We have found no authority that would allow Rioprop to establish or maintain a lien on property in which it no longer has an interest. There is no language in § 40-10-29 that would provide a tax purchaser the ability to maintain a lien for the property tax paid when the property reverted to the landowner by virtue of the tax purchaser's failure to act within the limitations period. In support of its contention that, for purposes of establishing an ad valorem tax lien, it stepped into the shoes of the State of Alabama, Rioprop cites Langan v. Altmayer, 539 So. 2d 173 (Ala. 1988). We find nothing in that opinion that supports Rioprop's position, however. The language Rioprop refers to in making its argument that it stepped into the shoes of the State is found only in Justice Maddox's dissenting opinion. Id. at 186 (Maddox, J., dissenting).
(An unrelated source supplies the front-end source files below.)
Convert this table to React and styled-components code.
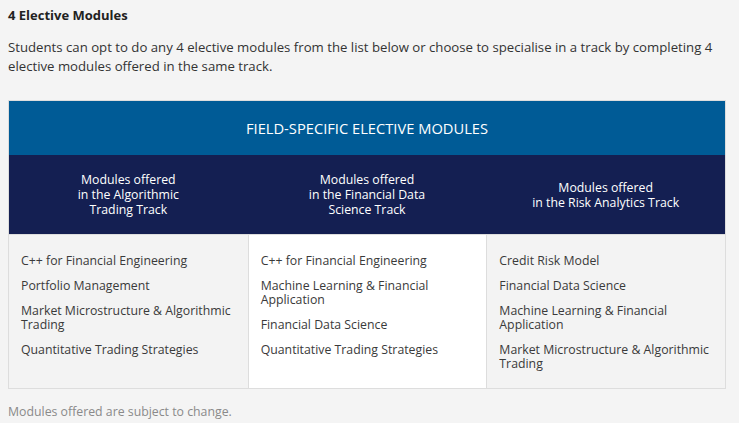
import React from "react";
import styled, { createGlobalStyle } from "styled-components";

const Global = createGlobalStyle`
  html, body { margin: 0; padding: 0; background: #f4f4f4; }
  body { font-family: "Open Sans", "Noto Sans", sans-serif; color: #333; }
`;

const Page = styled.div`
  width: 718px;
  padding: 5px 0 0 8px;
`;

const Heading = styled.h3`
  margin: 0;
  font-size: 13px;
  line-height: 20px;
  font-weight: 700;
  color: #222;
`;

const Intro = styled.p`
  margin: 13px 0 0;
  font-size: 13.2px;
  line-height: 19px;
  color: #333;
`;

const Table = styled.div`
  margin-top: 24px;
  border: 1px solid #dddddd;
  display: grid;
  grid-template-columns: repeat(3, 1fr);
`;

const Title = styled.div`
  grid-column: 1 / -1;
  background: #005b96;
  color: #fff;
  height: 54px;
  display: flex;
  align-items: center;
  justify-content: center;
  font-size: 14.7px;
`;

const TrackHead = styled.div`
  background: #141f52;
  color: #fff;
  height: 79px;
  display: flex;
  align-items: center;
  justify-content: center;
  text-align: center;
  font-size: 12.3px;
  line-height: 15px;
  border-bottom: 1px solid #dddddd;
`;

const Cell = styled.ul`
  list-style: none;
  margin: 0;
  padding: 19px 8px 17px 12px;
  background: ${(p) => (p.$light ? "#ffffff" : "#f3f3f3")};
  border-left: ${(p) => (p.$first ? "none" : "1px solid #dddddd")};
`;

const Item = styled.li`
  font-size: 12.3px;
  line-height: 14px;
  color: #3a3a3a;
  margin-bottom: 11px;
  &:last-child { margin-bottom: 0; }
`;

const Note = styled.p`
  margin: 13px 0 0;
  font-size: 12.3px;
  line-height: 19px;
  color: #8a8a8a;
`;

const heads = [
  ["Modules offered", "in the Algorithmic", "Trading Track"],
  ["Modules offered", "in the Financial Data", "Science Track"],
  ["Modules offered", "in the Risk Analytics Track"],
];

const cols = [
  [
    "C++ for Financial Engineering",
    "Portfolio Management",
    "Market Microstructure & Algorithmic Trading",
    "Quantitative Trading Strategies",
  ],
  [
    "C++ for Financial Engineering",
    "Machine Learning & Financial Application",
    "Financial Data Science",
    "Quantitative Trading Strategies",
  ],
  [
    "Credit Risk Model",
    "Financial Data Science",
    "Machine Learning & Financial Application",
    "Market Microstructure & Algorithmic Trading",
  ],
];

export default function App() {
  return (
    <>
      <Global />
      <Page>
        <Heading>4 Elective Modules</Heading>
        <Intro>
          Students can opt to do any 4 elective modules from the list below or choose to specialise in a track by completing 4 elective modules offered in the same track.
        </Intro>
        <Table>
          <Title>FIELD-SPECIFIC ELECTIVE MODULES</Title>
          {heads.map((h, i) => (
            <TrackHead key={i}>
              <div>
                {h.map((l, j) => (
                  <React.Fragment key={j}>
                    {j > 0 && <br />}
                    {l}
                  </React.Fragment>
                ))}
              </div>
            </TrackHead>
          ))}
          {cols.map((c, i) => (
            <Cell key={i} $first={i === 0} $light={i === 1}>
              {c.map((t, j) => (
                <Item key={j}>{t}</Item>
              ))}
            </Cell>
          ))}
        </Table>
        <Note>Modules offered are subject to change.</Note>
      </Page>
    </>
  );
}
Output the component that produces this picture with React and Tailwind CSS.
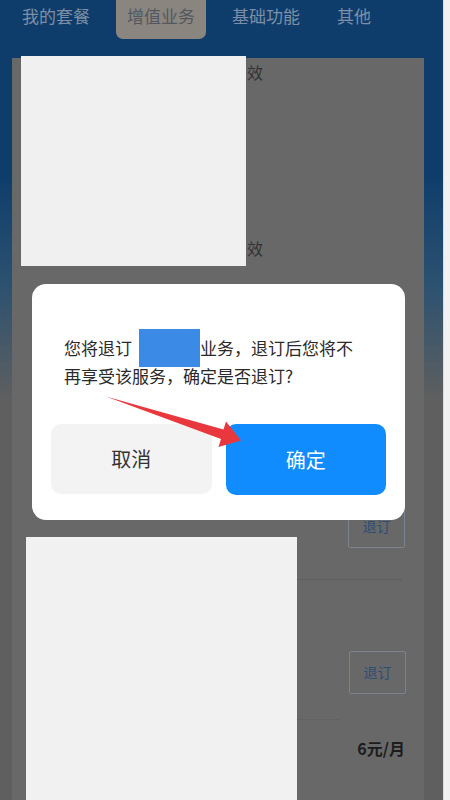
import React from 'react';

const tabs = ['我的套餐', '增值业务', '基础功能', '其他'];

// arrow pointing from the message text down to the confirm button
function RedArrow() {
    return (
        <svg className="absolute inset-0 pointer-events-none" width="450" height="800" viewBox="0 0 450 800">
            <polygon
                points="106,396.5 223.5,429.5 226,421.5 241,440.5 218.5,447 221,439"
                fill="#e8383d"
            />
        </svg>
    );
}

function UnsubscribeButton() {
    return (
        <div className="w-[57px] h-[43px] border border-[#7b838c] rounded-[2px] flex items-center justify-center text-[14px] text-[#2e4d74]">
            退订
        </div>
    );
}

export default function App() {
    return (
        <div className="relative w-[450px] h-[800px] overflow-hidden flex font-['Noto_Sans_CJK_SC',sans-serif]">
            <div className="flex-1 flex flex-col bg-[linear-gradient(to_bottom,#0f3d6b_22%,#2d5270_36%,#5f5f5f_50%)]">
                {/* tab strip */}
                <div className="h-[58px] flex items-start pl-[11px] gap-[15px]">
                    {tabs.map((tab, i) => (
                        <div
                            key={tab}
                            className={`px-[11px] h-[39px] pt-[5px] text-[17px] leading-[22px] ${i === 1
                                ? 'bg-[#8a857f] rounded-b-[7px] text-[#53585f]'
                                : 'text-[#7d8fa6]'
                                }`}
                        >
                            {tab}
                        </div>
                    ))}
                </div>

                {/* service list */}
                <div className="flex-1 mx-[12px] w-[412px] bg-[#686868] flex">
                    <div className="w-[285px] flex flex-col">
                        <div className="flex h-[210px] -mt-[2px]">
                            <div className="ml-[9px] w-[225px] h-full bg-[#f0f0f0]"></div>
                            <div className="ml-[1px] flex flex-col justify-between pt-[7px] pb-[9px] text-[16px] leading-[18px] text-[#333333]">
                                <span>效</span>
                                <span>效</span>
                            </div>
                        </div>
                        <div className="ml-[14px] mt-[271px] w-[271px] flex-1 bg-[#f1f1f1]"></div>
                    </div>
                    <div className="flex-1 flex flex-col">
                        <div className="self-end mr-[19px] mt-[447px]">
                            <UnsubscribeButton />
                        </div>
                        <div className="mt-[31px] w-[105px] h-px bg-[#5e5e5e]"></div>
                        <div className="self-end mr-[18px] mt-[71px]">
                            <UnsubscribeButton />
                        </div>
                        <div className="mt-[25px] w-[43px] h-px bg-[#626262]"></div>
                        <div className="self-end mr-[19px] mt-[16px] text-[16px] leading-[24px] font-bold text-[#1c1c1c]">
                            6元/月
                        </div>
                    </div>
                </div>
            </div>
            <div className="w-[7px] bg-[#f1f1f1] border-l border-[#d8dde2]"></div>

            {/* confirm dialog */}
            <div className="absolute left-[32px] top-[284px] w-[373px] h-[236px] bg-white rounded-[14px] flex flex-col">
                <div className="pt-[50px] px-[32px] text-[17px] leading-[28px] text-[#2a2a2a]">
                    <div className="flex items-center h-[28px]">
                        <span>您将退订“</span>
                        <span className="w-[61px] h-[38px] bg-[#3b8ae6] shrink-0 -ml-[10px]"></span>
                        <span>业务，退订后您将不</span>
                    </div>
                    <div>再享受该服务，确定是否退订?</div>
                </div>
                <div className="mt-[34px] px-[19px] flex gap-[14px]">
                    <button className="w-[161px] h-[70px] rounded-[10px] bg-[#f3f3f3] text-[20px] text-[#333333]">
                        取消
                    </button>
                    <button className="w-[161px] h-[71px] rounded-[10px] bg-[#118cff] text-[20px] text-white">
                        确定
                    </button>
                </div>
            </div>

            <RedArrow />
        </div>
    );
}
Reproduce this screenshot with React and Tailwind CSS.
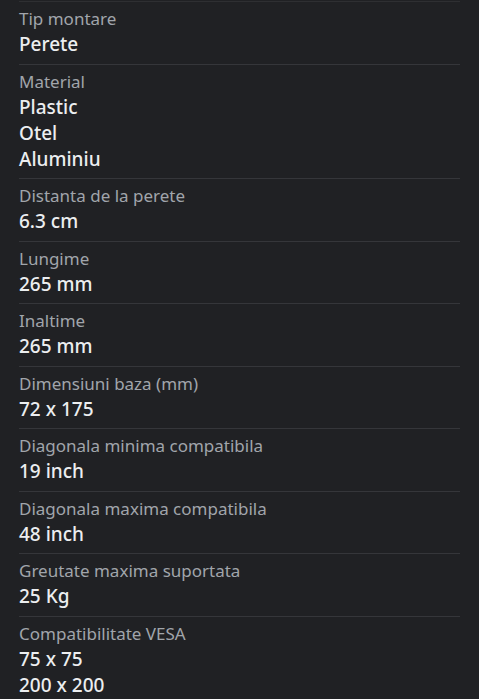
import React from 'react';

const specs = [
  { label: 'Tip montare', values: ['Perete'] },
  { label: 'Material', values: ['Plastic', 'Otel', 'Aluminiu'] },
  { label: 'Distanta de la perete', values: ['6.3 cm'] },
  { label: 'Lungime', values: ['265 mm'] },
  { label: 'Inaltime', values: ['265 mm'] },
  { label: 'Dimensiuni baza (mm)', values: ['72 x 175'] },
  { label: 'Diagonala minima compatibila', values: ['19 inch'] },
  { label: 'Diagonala maxima compatibila', values: ['48 inch'] },
  { label: 'Greutate maxima suportata', values: ['25 Kg'] },
  { label: 'Compatibilitate VESA', values: ['75 x 75', '200 x 200'] },
];

const App = () => {
  return (
    <div className="min-h-screen bg-[#202124] pt-px font-['Noto_Sans',sans-serif]">
      <div className="mx-[19px] border-t border-[#2e2f32]">
        {specs.map((spec) => (
          <div key={spec.label} className="border-b border-[#35363a] pt-[5px] pb-[6.5px]">
            <p className="text-[17px] leading-[24px] text-[#a1a5ab]">{spec.label}</p>
            {spec.values.map((v) => (
              <p key={v} className="text-[19px] leading-[26px] font-medium text-[#eceef0]">
                {v}
              </p>
            ))}
          </div>
        ))}
      </div>
    </div>
  );
};

export default App;
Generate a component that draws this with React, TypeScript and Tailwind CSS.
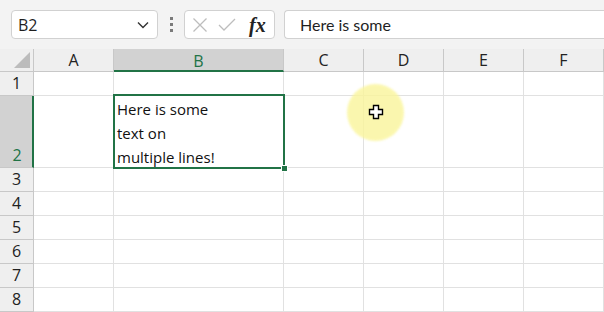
import React from 'react';

const cols = [
    { key: 'A', width: 80 },
    { key: 'B', width: 170 },
    { key: 'C', width: 80 },
    { key: 'D', width: 80 },
    { key: 'E', width: 80 },
    { key: 'F', width: 80 },
];

const rows = [
    { n: 1, h: 24 },
    { n: 2, h: 72 },
    { n: 3, h: 24 },
    { n: 4, h: 24 },
    { n: 5, h: 24 },
    { n: 6, h: 24 },
    { n: 7, h: 24 },
    { n: 8, h: 24 },
];

const uiFont = { fontFamily: '"Open Sans", "Noto Sans", sans-serif' };

function Toolbar() {
    return (
        <div className="flex h-[49px] items-start bg-[#f3f3f3] pt-[10px] pl-[11px]">
            <div className="flex h-[29px] w-[147px] items-center justify-between rounded-[4px] border border-[#d1d1d1] bg-white pl-[6px] pr-[8px]">
                <span className="text-[16px] text-[#1f1f1f]" style={uiFont}>B2</span>
                <svg width="12" height="8" viewBox="0 0 12 8" fill="none">
                    <path d="M1 1.5 L6 6.5 L11 1.5" stroke="#333" strokeWidth="1.4" />
                </svg>
            </div>
            <div className="flex h-[29px] w-[26px] flex-col items-center justify-center gap-[3px]">
                <span className="h-[3px] w-[3px] bg-[#7a7a7a]" />
                <span className="h-[3px] w-[3px] bg-[#7a7a7a]" />
                <span className="h-[3px] w-[3px] bg-[#7a7a7a]" />
            </div>
            <div className="flex h-[29px] w-[91px] items-center rounded-[4px] border border-[#d1d1d1] bg-white pl-[6px]">
                <svg width="16" height="16" viewBox="0 0 16 16" fill="none" className="ml-[1px]">
                    <path d="M1.5 1.5 L14.5 14.5 M14.5 1.5 L1.5 14.5" stroke="#bdbdbd" strokeWidth="1.3" />
                </svg>
                <svg width="18" height="14" viewBox="0 0 18 14" fill="none" className="ml-[10px]">
                    <path d="M1 7 L6 12 L17 1" stroke="#bdbdbd" strokeWidth="1.3" />
                </svg>
                <span
                    className="ml-[13px] text-[20px] font-bold italic leading-none text-[#222]"
                    style={{ fontFamily: '"Liberation Serif", "DejaVu Serif", serif' }}
                >
                    fx
                </span>
            </div>
            <div className="ml-[9px] flex h-[29px] flex-1 items-center rounded-l-[4px] border border-r-0 border-[#d1d1d1] bg-white pl-[15px]">
                <span className="text-[16px] text-[#1f1f1f]" style={{ fontFamily: 'Lato, "Open Sans", sans-serif' }}>
                    Here is some
                </span>
            </div>
        </div>
    );
}

function Grid() {
    return (
        <div
            className="grid bg-white"
            style={{
                gridTemplateColumns: `34px ${cols.map((c) => `${c.width}px`).join(' ')}`,
                gridTemplateRows: `23px ${rows.map((r) => `${r.h}px`).join(' ')}`,
            }}
        >
            {/* corner */}
            <div className="relative border-r border-b border-[#c8c8c8] bg-[#efefef]">
                <svg width="16" height="16" viewBox="0 0 16 16" className="absolute right-[3px] bottom-[3px]">
                    <path d="M16 0 L16 16 L0 16 Z" fill="#bcbcbc" />
                </svg>
            </div>
            {cols.map((c) =>
                c.key === 'B' ? (
                    <div
                        key={c.key}
                        className="flex items-center justify-center border-r border-b-2 border-r-[#c8c8c8] border-b-[#217346] bg-[#d2d2d2] pt-[2px] text-[16px] text-[#217346]"
                        style={uiFont}
                    >
                        {c.key}
                    </div>
                ) : (
                    <div
                        key={c.key}
                        className="flex items-center justify-center border-r border-b border-[#c8c8c8] bg-[#efefef] text-[16px] text-[#222]"
                        style={uiFont}
                    >
                        {c.key}
                    </div>
                )
            )}
            {rows.map((r) => (
                <React.Fragment key={r.n}>
                    {r.n === 2 ? (
                        <div
                            className="flex items-end justify-center border-r-2 border-b border-r-[#217346] border-b-[#c8c8c8] bg-[#d2d2d2] pb-[1px] pl-[2px] text-[16px] leading-[22px] text-[#217346]"
                            style={uiFont}
                        >
                            {r.n}
                        </div>
                    ) : (
                        <div
                            className="flex items-end justify-center border-r border-b border-[#c8c8c8] bg-[#efefef] pb-[1px] text-[16px] leading-[22px] text-[#222]"
                            style={uiFont}
                        >
                            {r.n}
                        </div>
                    )}
                    {cols.map((c) => (
                        <div
                            key={c.key}
                            className={`relative border-r border-b border-[#e1e1e1] ${r.n === 2 && c.key === 'B' ? 'z-10' : ''}`}
                        >
                            {r.n === 2 && c.key === 'B' && (
                                <>
                                    <div className="absolute top-[-2px] left-[-1px] right-[-2px] bottom-[-2px] border-2 border-[#217346]" />
                                    <div
                                        className="relative pl-[3px] pt-[1px] text-[15px] leading-[24px] text-[#111]"
                                        style={uiFont}
                                    >
                                        Here is some
                                        <br />
                                        text on
                                        <br />
                                        multiple lines!
                                    </div>
                                    <div className="absolute right-[-5px] bottom-[-5px] h-[7px] w-[7px] border border-white bg-[#217346]" />
                                </>
                            )}
                        </div>
                    ))}
                </React.Fragment>
            ))}
        </div>
    );
}

export default function App() {
    return (
        <div className="relative h-[312px] w-[604px] overflow-hidden bg-white">
            <Toolbar />
            <Grid />
            {/* cursor highlight */}
            <div className="pointer-events-none absolute z-20 left-[347px] top-[84px] h-[57px] w-[57px] rounded-full bg-[#faf59a] opacity-80 blur-[1px]" />
            <svg width="16" height="16" viewBox="0 0 16 16" className="pointer-events-none absolute z-20 left-[368px] top-[104px]">
                <path
                    d="M5.5 1.5 H10.5 V5.5 H14.5 V10.5 H10.5 V14.5 H5.5 V10.5 H1.5 V5.5 H5.5 Z"
                    fill="#fff"
                    stroke="#000"
                    strokeWidth="1.4"
                />
            </svg>
        </div>
    );
}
After studying the arguments of the parties and the applicable law, we conclude that, under the circumstances of this case, there is no legal basis for allowing Rioprop to establish a lien to recover the expenses it paid in its attempt to acquire the property. Accordingly, we hold that the trial court did not err in denying Rioprop's request for a lien.

Rioprop has failed to demonstrate that the trial court erred in divesting it of any rights or interests in the property and in awarding the property to Striplin in fee simple absolute. Therefore, the judgment of the trial court is affirmed.

AFFIRMED.

FOOTNOTES

1.   Also named as defendants in Rioprop's civil action were Henrietta Jordan and Wesley Acee, as tenants in common with Striplin; Branch Banking & Trust, known as BB&T, as a junior mortgage holder; the United States of America; and Sage Development, LLC. The United States of America and Jordan filed disclaimers of interest. Acee, BB&T, and Sage did not file responsive pleadings and did not appear at trial.

2.   We further note that Rioprop's response to the motions to dismiss failed to create a question regarding the timeliness of those claims.

THOMPSON, Presiding Judge.

Pittman, Thomas, Moore, and Donaldson, JJ., concur.